**STORED DATA**.
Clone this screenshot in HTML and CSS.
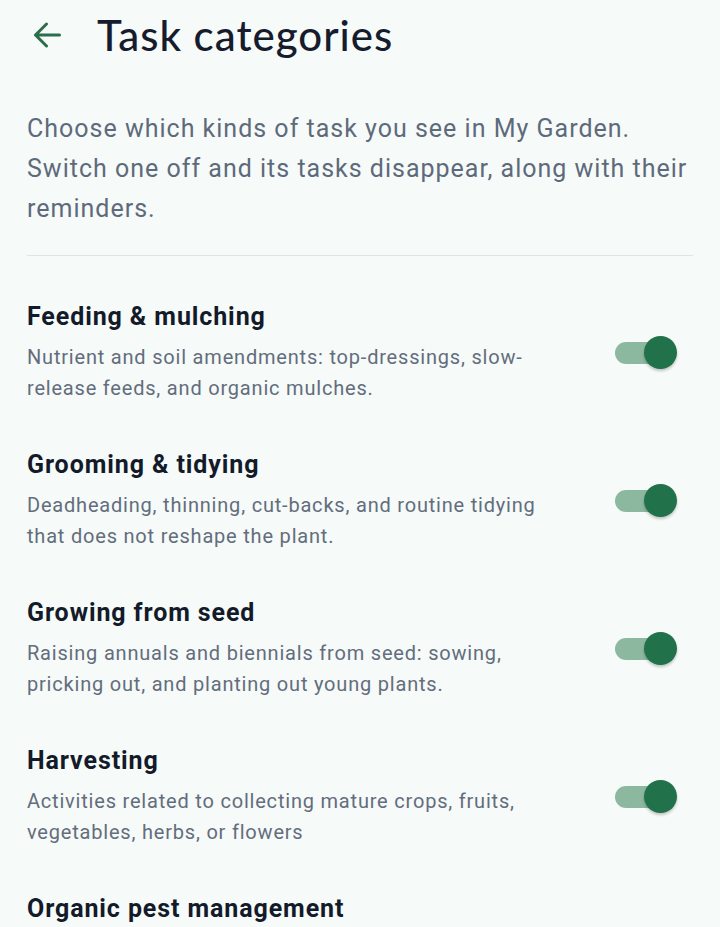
FILE: index.html
```html
<!DOCTYPE html>
<html lang="en">
<head>
<meta charset="utf-8">
<title>Task categories</title>
<link rel="stylesheet" href="styles.css">
</head>
<body>
<header class="topbar">
  <button class="back" aria-label="Back">
    <svg width="28" height="26" viewBox="0 0 28 26" fill="none" stroke="currentColor" stroke-width="3" stroke-linecap="round" stroke-linejoin="round"><path d="M26.5 13H2.5M13.5 2 2.5 13l11 11"/></svg>
  </button>
  <h1 class="title">Task categories</h1>
</header>
<main class="content">
  <p class="intro">Choose which kinds of task you see in My Garden. Switch one off and its tasks disappear, along with their reminders.</p>
  <hr class="divider">
  <ul class="list">
    <li class="item">
      <div class="text">
        <h2 class="name">Feeding &amp; mulching</h2>
        <p class="desc">Nutrient and soil amendments: top-dressings, slow-release feeds, and organic mulches.</p>
      </div>
      <span class="switch"><span class="track"></span><span class="thumb"></span></span>
    </li>
    <li class="item">
      <div class="text">
        <h2 class="name">Grooming &amp; tidying</h2>
        <p class="desc">Deadheading, thinning, cut-backs, and routine tidying that does not reshape the plant.</p>
      </div>
      <span class="switch"><span class="track"></span><span class="thumb"></span></span>
    </li>
    <li class="item">
      <div class="text">
        <h2 class="name">Growing from seed</h2>
        <p class="desc">Raising annuals and biennials from seed: sowing, pricking out, and planting out young plants.</p>
      </div>
      <span class="switch"><span class="track"></span><span class="thumb"></span></span>
    </li>
    <li class="item">
      <div class="text">
        <h2 class="name">Harvesting</h2>
        <p class="desc">Activities related to collecting mature crops, fruits, vegetables, herbs, or flowers</p>
      </div>
      <span class="switch"><span class="track"></span><span class="thumb"></span></span>
    </li>
    <li class="item">
      <div class="text">
        <h2 class="name">Organic pest management</h2>
        <p class="desc">Natural controls for pests and diseases: barriers, traps, companion planting, and beneficial insects.</p>
      </div>
      <span class="switch"><span class="track"></span><span class="thumb"></span></span>
    </li>
  </ul>
</main>
</body>
</html>
```

FILE: styles.css
```css
* { box-sizing: border-box; }

html, body {
  margin: 0;
  padding: 0;
  background: #f6faf8;
  font-family: Roboto, "Noto Sans", sans-serif;
  overflow: hidden;
}

.topbar {
  display: flex;
  align-items: center;
  height: 70px;
  padding-left: 32px;
}

.back {
  display: flex;
  align-items: center;
  justify-content: center;
  width: 30px;
  height: 30px;
  padding: 0;
  border: 0;
  background: none;
  color: #2b6e4c;
  margin-right: 35px;
}

.title {
  margin: 0;
  font-family: Lato, "Open Sans", sans-serif;
  font-weight: 500;
  font-size: 42px;
  letter-spacing: 1px;
  color: #161b2d;
}

.content {
  padding: 39px 27px 0 27px;
}

.intro {
  margin: 0;
  font-size: 25px;
  line-height: 40px;
  letter-spacing: 1px;
  color: #5e6a7b;
}

.divider {
  border: 0;
  height: 1px;
  background: #dfe4e4;
  margin: 26px 0 45px 0;
}

.list {
  list-style: none;
  margin: 0;
  padding: 0;
  display: flex;
  flex-direction: column;
  gap: 45px;
}

.item {
  display: flex;
  align-items: center;
  justify-content: space-between;
}

.text {
  width: 535px;
}

.name {
  margin: 0;
  font-size: 25px;
  line-height: 32px;
  font-weight: 700;
  letter-spacing: 0.9px;
  color: #131a2a;
}

.desc {
  margin: 9px 0 0 0;
  font-size: 20px;
  line-height: 31px;
  letter-spacing: 0.8px;
  color: #636d7d;
}

.switch {
  position: relative;
  width: 62px;
  height: 33px;
  margin-right: 16px;
  flex: none;
}

.track {
  position: absolute;
  left: 0;
  top: 5.5px;
  width: 56px;
  height: 22px;
  border-radius: 11px;
  background: #8db8a0;
}

.thumb {
  position: absolute;
  right: 0;
  top: 0;
  width: 33px;
  height: 33px;
  border-radius: 50%;
  background: #21714a;
  box-shadow: 0 2px 3px rgba(0, 0, 0, 0.22);
}
```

**AIM OF THE EXERCISE**. Copy the whole listing above word for word but do not carry over the pictures.

**EXPECTED ANSWER**.
Clone this screenshot in HTML and CSS.
FILE: index.html
```html
<!DOCTYPE html>
<html lang="en">
<head>
<meta charset="utf-8">
<title>Task categories</title>
<link rel="stylesheet" href="styles.css">
</head>
<body>
<header class="topbar">
  <button class="back" aria-label="Back">
    <svg width="28" height="26" viewBox="0 0 28 26" fill="none" stroke="currentColor" stroke-width="3" stroke-linecap="round" stroke-linejoin="round"><path d="M26.5 13H2.5M13.5 2 2.5 13l11 11"/></svg>
  </button>
  <h1 class="title">Task categories</h1>
</header>
<main class="content">
  <p class="intro">Choose which kinds of task you see in My Garden. Switch one off and its tasks disappear, along with their reminders.</p>
  <hr class="divider">
  <ul class="list">
    <li class="item">
      <div class="text">
        <h2 class="name">Feeding &amp; mulching</h2>
        <p class="desc">Nutrient and soil amendments: top-dressings, slow-release feeds, and organic mulches.</p>
      </div>
      <span class="switch"><span class="track"></span><span class="thumb"></span></span>
    </li>
    <li class="item">
      <div class="text">
        <h2 class="name">Grooming &amp; tidying</h2>
        <p class="desc">Deadheading, thinning, cut-backs, and routine tidying that does not reshape the plant.</p>
      </div>
      <span class="switch"><span class="track"></span><span class="thumb"></span></span>
    </li>
    <li class="item">
      <div class="text">
        <h2 class="name">Growing from seed</h2>
        <p class="desc">Raising annuals and biennials from seed: sowing, pricking out, and planting out young plants.</p>
      </div>
      <span class="switch"><span class="track"></span><span class="thumb"></span></span>
    </li>
    <li class="item">
      <div class="text">
        <h2 class="name">Harvesting</h2>
        <p class="desc">Activities related to collecting mature crops, fruits, vegetables, herbs, or flowers</p>
      </div>
      <span class="switch"><span class="track"></span><span class="thumb"></span></span>
    </li>
    <li class="item">
      <div class="text">
        <h2 class="name">Organic pest management</h2>
        <p class="desc">Natural controls for pests and diseases: barriers, traps, companion planting, and beneficial insects.</p>
      </div>
      <span class="switch"><span class="track"></span><span class="thumb"></span></span>
    </li>
  </ul>
</main>
</body>
</html>
```

FILE: styles.css
```css
* { box-sizing: border-box; }

html, body {
  margin: 0;
  padding: 0;
  background: #f6faf8;
  font-family: Roboto, "Noto Sans", sans-serif;
  overflow: hidden;
}

.topbar {
  display: flex;
  align-items: center;
  height: 70px;
  padding-left: 32px;
}

.back {
  display: flex;
  align-items: center;
  justify-content: center;
  width: 30px;
  height: 30px;
  padding: 0;
  border: 0;
  background: none;
  color: #2b6e4c;
  margin-right: 35px;
}

.title {
  margin: 0;
  font-family: Lato, "Open Sans", sans-serif;
  font-weight: 500;
  font-size: 42px;
  letter-spacing: 1px;
  color: #161b2d;
}

.content {
  padding: 39px 27px 0 27px;
}

.intro {
  margin: 0;
  font-size: 25px;
  line-height: 40px;
  letter-spacing: 1px;
  color: #5e6a7b;
}

.divider {
  border: 0;
  height: 1px;
  background: #dfe4e4;
  margin: 26px 0 45px 0;
}

.list {
  list-style: none;
  margin: 0;
  padding: 0;
  display: flex;
  flex-direction: column;
  gap: 45px;
}

.item {
  display: flex;
  align-items: center;
  justify-content: space-between;
}

.text {
  width: 535px;
}

.name {
  margin: 0;
  font-size: 25px;
  line-height: 32px;
  font-weight: 700;
  letter-spacing: 0.9px;
  color: #131a2a;
}

.desc {
  margin: 9px 0 0 0;
  font-size: 20px;
  line-height: 31px;
  letter-spacing: 0.8px;
  color: #636d7d;
}

.switch {
  position: relative;
  width: 62px;
  height: 33px;
  margin-right: 16px;
  flex: none;
}

.track {
  position: absolute;
  left: 0;
  top: 5.5px;
  width: 56px;
  height: 22px;
  border-radius: 11px;
  background: #8db8a0;
}

.thumb {
  position: absolute;
  right: 0;
  top: 0;
  width: 33px;
  height: 33px;
  border-radius: 50%;
  background: #21714a;
  box-shadow: 0 2px 3px rgba(0, 0, 0, 0.22);
}
```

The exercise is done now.